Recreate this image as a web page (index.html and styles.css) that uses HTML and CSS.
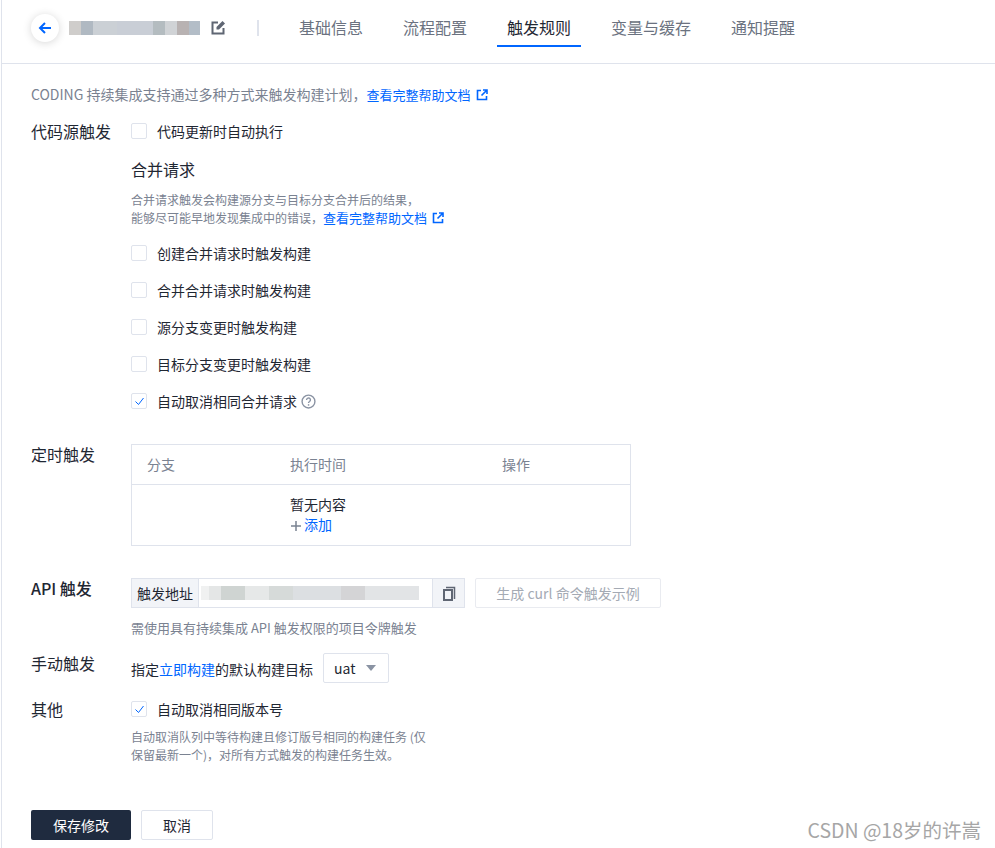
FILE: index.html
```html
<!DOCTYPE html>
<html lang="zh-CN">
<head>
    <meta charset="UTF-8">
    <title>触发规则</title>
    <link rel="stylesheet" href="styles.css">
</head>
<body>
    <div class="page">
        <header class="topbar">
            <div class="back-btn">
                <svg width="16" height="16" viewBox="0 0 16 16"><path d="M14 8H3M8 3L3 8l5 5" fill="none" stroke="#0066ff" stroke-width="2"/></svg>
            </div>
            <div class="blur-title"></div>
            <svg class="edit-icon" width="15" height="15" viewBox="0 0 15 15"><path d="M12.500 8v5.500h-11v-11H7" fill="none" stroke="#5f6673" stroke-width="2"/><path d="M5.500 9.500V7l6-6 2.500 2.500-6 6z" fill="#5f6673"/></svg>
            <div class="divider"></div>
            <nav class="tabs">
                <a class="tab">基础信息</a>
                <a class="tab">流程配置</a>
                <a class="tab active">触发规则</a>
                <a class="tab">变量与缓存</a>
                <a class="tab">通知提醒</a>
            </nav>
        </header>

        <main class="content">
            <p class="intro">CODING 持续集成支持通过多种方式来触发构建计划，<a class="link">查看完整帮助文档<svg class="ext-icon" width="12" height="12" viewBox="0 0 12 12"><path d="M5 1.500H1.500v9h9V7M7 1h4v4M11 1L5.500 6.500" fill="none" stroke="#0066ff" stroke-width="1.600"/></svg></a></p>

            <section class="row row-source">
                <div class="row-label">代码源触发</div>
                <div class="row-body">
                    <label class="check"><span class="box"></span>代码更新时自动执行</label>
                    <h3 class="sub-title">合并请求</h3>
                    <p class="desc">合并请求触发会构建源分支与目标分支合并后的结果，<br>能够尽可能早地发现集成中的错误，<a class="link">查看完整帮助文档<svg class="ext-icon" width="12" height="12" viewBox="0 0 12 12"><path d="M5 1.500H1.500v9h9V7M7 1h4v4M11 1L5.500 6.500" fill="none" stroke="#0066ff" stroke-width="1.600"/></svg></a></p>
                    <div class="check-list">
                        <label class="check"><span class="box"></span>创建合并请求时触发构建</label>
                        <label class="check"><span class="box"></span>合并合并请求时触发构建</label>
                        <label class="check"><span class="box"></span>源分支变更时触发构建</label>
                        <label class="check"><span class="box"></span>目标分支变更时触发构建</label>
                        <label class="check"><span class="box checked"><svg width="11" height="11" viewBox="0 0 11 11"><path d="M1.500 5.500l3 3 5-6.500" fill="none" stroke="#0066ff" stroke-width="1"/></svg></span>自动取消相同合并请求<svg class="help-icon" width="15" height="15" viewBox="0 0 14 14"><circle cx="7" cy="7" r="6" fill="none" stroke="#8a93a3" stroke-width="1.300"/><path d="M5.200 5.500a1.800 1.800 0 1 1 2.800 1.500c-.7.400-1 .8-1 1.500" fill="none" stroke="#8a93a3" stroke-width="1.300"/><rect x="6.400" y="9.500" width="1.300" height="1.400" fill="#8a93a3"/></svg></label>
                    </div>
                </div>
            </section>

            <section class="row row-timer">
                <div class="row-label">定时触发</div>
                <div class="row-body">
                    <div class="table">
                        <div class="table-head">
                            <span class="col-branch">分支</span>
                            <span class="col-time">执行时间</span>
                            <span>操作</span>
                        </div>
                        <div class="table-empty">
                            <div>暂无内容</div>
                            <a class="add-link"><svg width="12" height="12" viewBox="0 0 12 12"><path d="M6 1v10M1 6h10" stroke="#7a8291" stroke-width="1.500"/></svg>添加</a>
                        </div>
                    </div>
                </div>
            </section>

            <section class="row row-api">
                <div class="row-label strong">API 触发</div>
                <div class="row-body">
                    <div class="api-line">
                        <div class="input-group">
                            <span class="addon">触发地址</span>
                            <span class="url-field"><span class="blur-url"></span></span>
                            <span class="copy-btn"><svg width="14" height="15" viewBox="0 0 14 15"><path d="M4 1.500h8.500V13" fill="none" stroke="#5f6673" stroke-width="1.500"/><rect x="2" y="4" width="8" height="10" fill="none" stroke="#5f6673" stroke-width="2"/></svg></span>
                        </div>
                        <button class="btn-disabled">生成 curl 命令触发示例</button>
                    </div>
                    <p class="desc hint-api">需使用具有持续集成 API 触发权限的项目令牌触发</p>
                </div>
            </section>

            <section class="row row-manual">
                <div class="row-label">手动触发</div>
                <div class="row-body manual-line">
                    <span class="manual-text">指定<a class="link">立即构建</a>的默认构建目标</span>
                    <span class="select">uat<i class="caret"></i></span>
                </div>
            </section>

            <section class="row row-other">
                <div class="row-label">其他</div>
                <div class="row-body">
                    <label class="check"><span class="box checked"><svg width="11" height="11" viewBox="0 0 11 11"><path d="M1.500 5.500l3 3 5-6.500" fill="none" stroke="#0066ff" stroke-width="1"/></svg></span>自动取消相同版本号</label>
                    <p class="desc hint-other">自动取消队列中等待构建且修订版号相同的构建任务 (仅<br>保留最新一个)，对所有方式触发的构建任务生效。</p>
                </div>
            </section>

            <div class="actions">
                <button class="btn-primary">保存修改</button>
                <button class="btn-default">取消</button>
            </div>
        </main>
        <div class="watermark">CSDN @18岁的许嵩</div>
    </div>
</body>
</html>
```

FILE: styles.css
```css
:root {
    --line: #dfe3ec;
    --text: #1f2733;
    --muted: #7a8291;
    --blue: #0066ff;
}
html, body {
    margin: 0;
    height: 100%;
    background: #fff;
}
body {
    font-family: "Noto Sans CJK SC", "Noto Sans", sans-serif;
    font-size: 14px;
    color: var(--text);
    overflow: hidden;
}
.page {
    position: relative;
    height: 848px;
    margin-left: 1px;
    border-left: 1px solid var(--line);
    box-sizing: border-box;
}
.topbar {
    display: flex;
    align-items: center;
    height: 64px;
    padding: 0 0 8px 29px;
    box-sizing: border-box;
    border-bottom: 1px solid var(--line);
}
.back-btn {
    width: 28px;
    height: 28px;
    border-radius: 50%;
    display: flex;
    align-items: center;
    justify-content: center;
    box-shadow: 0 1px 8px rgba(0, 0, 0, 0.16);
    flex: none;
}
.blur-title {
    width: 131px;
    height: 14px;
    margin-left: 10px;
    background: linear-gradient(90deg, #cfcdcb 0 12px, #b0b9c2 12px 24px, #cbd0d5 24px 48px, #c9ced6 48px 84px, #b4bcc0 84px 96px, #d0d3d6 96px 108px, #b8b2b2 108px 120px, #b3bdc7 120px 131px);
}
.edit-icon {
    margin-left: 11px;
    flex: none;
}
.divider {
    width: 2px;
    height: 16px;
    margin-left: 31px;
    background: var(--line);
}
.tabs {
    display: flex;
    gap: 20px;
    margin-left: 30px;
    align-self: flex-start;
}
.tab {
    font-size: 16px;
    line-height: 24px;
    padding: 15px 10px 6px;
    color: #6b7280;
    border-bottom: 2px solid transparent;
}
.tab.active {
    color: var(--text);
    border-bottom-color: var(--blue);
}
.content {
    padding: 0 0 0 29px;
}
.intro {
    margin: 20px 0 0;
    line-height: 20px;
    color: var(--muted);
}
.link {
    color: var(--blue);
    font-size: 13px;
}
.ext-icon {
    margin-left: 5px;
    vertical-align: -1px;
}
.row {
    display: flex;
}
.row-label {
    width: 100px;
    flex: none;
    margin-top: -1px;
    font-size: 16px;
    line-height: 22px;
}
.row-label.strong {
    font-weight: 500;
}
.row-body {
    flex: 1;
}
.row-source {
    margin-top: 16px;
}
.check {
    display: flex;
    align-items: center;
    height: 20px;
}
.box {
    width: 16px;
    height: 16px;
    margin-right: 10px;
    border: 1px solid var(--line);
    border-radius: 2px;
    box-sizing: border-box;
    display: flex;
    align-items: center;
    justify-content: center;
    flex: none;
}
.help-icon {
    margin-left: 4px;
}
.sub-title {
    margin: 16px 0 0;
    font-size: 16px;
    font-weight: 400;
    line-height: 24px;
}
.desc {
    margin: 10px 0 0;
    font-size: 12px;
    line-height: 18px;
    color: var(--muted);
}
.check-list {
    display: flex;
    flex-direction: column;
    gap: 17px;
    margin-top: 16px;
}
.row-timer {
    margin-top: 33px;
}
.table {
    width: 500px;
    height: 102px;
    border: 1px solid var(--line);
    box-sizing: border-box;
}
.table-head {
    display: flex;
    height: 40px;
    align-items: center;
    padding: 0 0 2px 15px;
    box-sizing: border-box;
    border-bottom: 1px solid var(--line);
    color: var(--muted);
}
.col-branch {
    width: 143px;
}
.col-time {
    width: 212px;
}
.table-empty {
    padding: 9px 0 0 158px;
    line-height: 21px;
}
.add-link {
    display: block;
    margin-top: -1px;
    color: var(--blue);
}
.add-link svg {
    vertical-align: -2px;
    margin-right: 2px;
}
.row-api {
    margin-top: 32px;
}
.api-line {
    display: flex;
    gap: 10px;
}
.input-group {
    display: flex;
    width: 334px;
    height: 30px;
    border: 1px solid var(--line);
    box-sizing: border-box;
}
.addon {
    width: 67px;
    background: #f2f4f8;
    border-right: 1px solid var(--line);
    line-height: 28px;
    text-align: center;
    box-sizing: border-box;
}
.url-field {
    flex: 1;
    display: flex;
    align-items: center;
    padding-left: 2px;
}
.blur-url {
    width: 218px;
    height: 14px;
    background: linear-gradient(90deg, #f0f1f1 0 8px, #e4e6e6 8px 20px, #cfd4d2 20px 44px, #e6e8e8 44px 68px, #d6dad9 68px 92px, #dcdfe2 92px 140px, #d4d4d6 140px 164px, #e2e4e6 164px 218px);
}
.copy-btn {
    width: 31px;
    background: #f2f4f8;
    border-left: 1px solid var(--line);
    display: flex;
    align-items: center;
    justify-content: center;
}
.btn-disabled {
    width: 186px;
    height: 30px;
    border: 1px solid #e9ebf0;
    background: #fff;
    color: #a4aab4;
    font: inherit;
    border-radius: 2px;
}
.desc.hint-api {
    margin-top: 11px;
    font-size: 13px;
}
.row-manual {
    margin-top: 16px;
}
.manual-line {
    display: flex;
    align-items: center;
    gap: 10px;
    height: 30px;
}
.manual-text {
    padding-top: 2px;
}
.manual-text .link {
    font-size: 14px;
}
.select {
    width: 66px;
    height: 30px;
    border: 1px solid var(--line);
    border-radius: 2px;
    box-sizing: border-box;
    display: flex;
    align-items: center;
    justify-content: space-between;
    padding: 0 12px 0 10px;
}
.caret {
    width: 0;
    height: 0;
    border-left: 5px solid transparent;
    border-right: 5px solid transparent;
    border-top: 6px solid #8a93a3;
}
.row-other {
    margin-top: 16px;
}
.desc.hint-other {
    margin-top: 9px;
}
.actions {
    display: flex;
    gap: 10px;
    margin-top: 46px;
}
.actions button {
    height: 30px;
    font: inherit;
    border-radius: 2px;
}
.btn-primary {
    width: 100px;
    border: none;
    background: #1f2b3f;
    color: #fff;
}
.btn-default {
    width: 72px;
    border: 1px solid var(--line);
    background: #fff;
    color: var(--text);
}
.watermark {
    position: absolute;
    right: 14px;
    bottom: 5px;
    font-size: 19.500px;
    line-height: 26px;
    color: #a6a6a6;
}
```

====================

* INSTRUCTIONS FOR THE TASK
Select all lines in the listing that include the word "styles".

* CORRECT OUTPUT
Recreate this image as a web page (index.html and styles.css) that uses HTML and CSS.
    <link rel="stylesheet" href="styles.css">
FILE: styles.css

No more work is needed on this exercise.